6. A garment (1) according to claim 5, comprising a shielding layer (6) comprising:

- a plurality of shielding patches (61), each shielding patch (61) being applied onto a respective pressure sensor (31) to cover and encapsulate each pressure sensor (31);

- a plurality of shielding lines (62), each shielding line (62) being applied onto the conducting yarns (71) to cover and encapsulate the conducting yams (71) and defining the conducting lines (7).

7. A garment (1) according to claim 6, wherein the garment bodysuit (2) has a front part (24) and a back part (25), the seat (10) being arranged at the front part (24); the pressure sensors (31) and the conducting lines (7) being arranged both at the front part (24) and at the back part (25).

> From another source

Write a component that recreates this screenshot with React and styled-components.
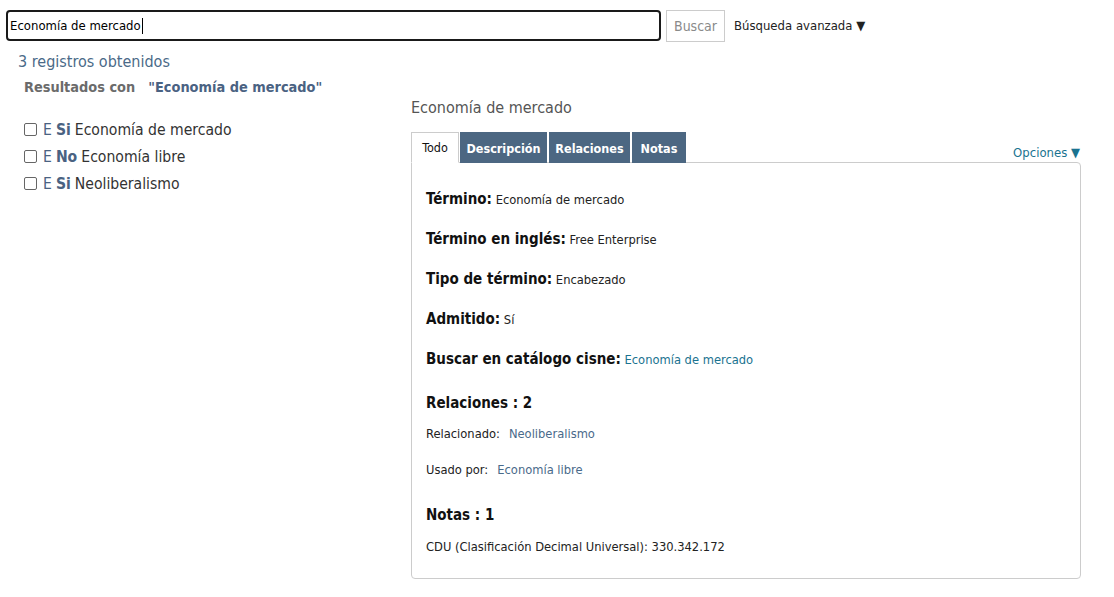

8. A garment (1) according to claim 7, wherein the bottom part (22) comprises a flap (91) extending from the back part (25) and connectable to the front part (24) so as to overlap and enclose the monitoring device (4) when the monitoring device (4) is inserted in the seat (10).

9. A garment (1) according to any of the preceding claims, wherein each pressure sensor (31) is a textile pressure sensor (31) having at least one dimension comprised between 1 and 20 cm.

10. Method to assess the occurrence of an excess of pressure onto a baby, the method comprising the steps of: - providing a garment (1) comprising a plurality of pressure sensors (31) wherein each pressure sensor (31) is configured to detect a first signal (SI) representing a value of pressure applied at the pressure sensor (31);

- detecting a plurality of first signals (SI) each representing a value of pressure in a respective predetermined area of the body of a baby; - setting at least one threshold value (TV) to define an event of excess of pressure;

- comparing the first signal (SI) from each pressure sensor (31) to the threshold value (TV) to establish if an event of excess of pressure is taking place;

- in case an event of excess pressure is taking place, generating a warning signal (WS).